_DO THIS_
Which lines contain the string "page"? Please list every one of them.

_DATA SECTION_
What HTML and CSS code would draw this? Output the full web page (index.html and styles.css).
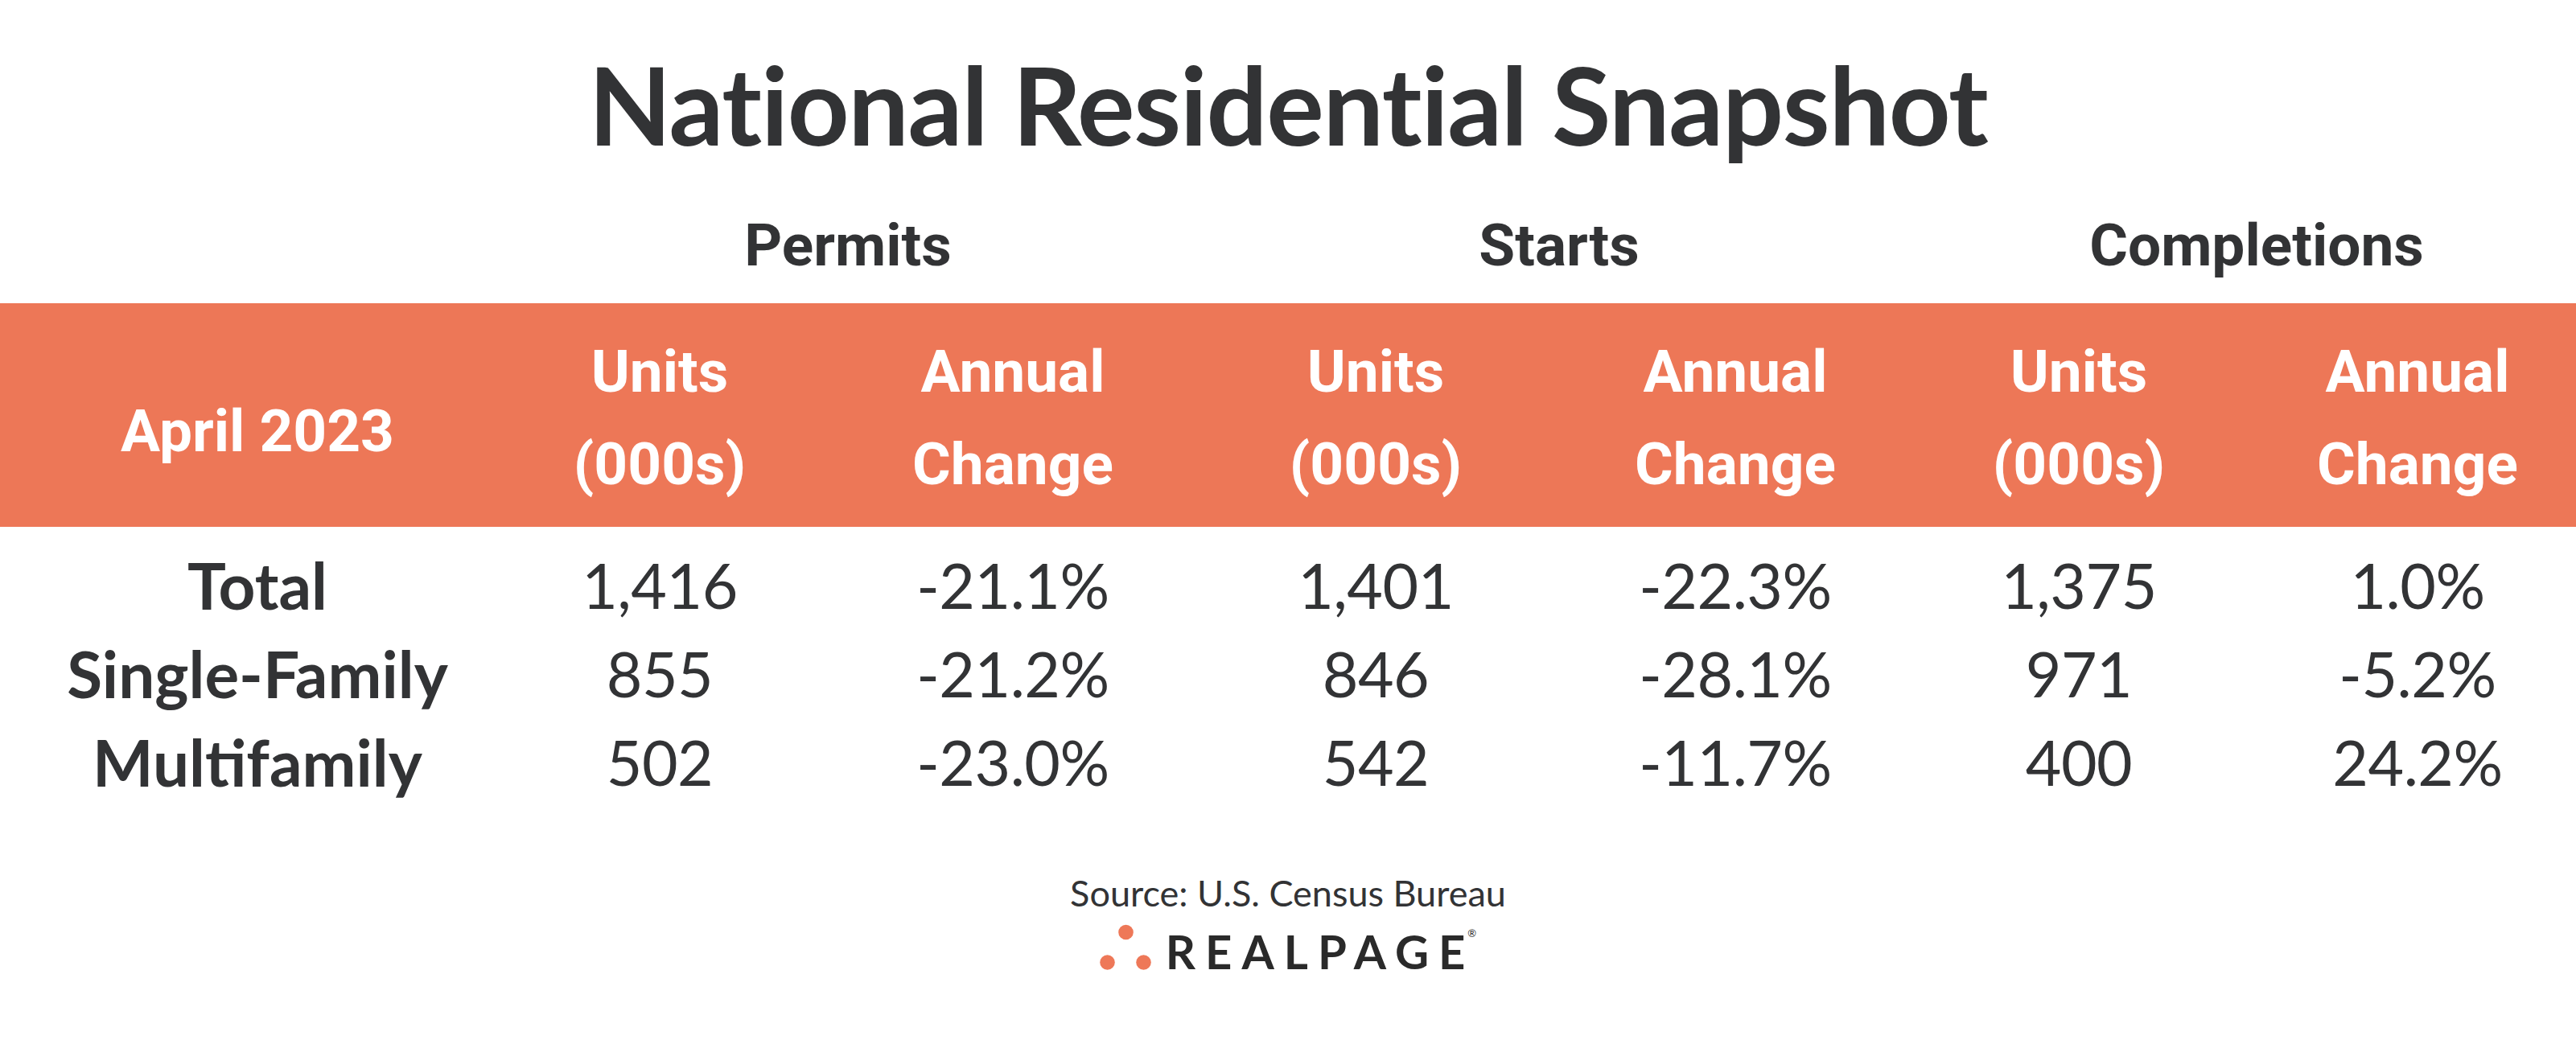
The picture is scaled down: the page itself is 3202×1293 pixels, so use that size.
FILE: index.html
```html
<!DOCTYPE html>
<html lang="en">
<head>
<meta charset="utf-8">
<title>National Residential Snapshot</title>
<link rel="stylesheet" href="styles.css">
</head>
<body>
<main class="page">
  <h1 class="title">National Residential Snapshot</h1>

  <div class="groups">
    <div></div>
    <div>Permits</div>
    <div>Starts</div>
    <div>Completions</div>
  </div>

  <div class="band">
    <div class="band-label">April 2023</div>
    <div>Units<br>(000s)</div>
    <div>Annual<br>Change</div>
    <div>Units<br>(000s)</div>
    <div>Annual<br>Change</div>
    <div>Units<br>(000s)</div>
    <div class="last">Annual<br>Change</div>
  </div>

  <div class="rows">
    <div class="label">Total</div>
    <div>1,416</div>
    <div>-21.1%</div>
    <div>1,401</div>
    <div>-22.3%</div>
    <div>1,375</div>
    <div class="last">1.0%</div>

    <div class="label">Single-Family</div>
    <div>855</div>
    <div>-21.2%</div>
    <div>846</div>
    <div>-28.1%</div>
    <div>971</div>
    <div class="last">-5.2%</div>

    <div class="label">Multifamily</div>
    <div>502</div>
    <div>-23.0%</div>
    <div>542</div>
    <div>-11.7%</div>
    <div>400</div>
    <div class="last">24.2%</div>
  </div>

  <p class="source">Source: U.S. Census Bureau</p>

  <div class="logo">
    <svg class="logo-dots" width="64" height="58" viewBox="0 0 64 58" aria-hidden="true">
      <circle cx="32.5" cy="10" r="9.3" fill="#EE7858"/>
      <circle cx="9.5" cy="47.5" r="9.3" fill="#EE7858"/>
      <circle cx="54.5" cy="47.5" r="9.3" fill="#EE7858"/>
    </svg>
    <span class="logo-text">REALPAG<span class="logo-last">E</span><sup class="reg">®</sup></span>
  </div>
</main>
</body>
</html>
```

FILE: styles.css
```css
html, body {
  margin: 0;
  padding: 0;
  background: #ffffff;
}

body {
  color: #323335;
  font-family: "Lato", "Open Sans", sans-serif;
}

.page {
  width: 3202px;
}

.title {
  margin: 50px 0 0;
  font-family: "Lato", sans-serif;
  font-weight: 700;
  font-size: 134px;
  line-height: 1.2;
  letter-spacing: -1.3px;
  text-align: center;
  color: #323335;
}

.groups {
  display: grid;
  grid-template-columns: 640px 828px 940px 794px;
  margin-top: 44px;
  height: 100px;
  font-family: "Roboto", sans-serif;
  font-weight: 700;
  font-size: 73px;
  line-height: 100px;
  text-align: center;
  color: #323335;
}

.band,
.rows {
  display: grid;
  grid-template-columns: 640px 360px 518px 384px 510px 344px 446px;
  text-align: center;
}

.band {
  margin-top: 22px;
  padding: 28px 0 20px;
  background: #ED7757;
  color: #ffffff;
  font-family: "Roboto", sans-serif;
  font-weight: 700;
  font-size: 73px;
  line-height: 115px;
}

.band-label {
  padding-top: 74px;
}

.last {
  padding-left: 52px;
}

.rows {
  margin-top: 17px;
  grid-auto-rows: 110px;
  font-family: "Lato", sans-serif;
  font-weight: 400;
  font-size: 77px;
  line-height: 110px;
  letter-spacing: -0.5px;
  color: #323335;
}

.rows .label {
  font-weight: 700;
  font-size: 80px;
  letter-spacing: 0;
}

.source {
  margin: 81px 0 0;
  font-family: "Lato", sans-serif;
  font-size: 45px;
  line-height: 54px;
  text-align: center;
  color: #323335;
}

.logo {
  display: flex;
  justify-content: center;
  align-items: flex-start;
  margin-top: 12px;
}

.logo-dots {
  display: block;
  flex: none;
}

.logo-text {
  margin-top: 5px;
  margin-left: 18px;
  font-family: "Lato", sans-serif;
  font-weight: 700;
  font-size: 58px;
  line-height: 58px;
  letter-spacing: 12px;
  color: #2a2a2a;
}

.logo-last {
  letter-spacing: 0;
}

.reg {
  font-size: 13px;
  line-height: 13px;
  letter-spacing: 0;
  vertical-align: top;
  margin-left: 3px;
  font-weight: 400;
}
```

_RESPONSE_
What HTML and CSS code would draw this? Output the full web page (index.html and styles.css).
The picture is scaled down: the page itself is 3202×1293 pixels, so use that size.
<main class="page">
.page {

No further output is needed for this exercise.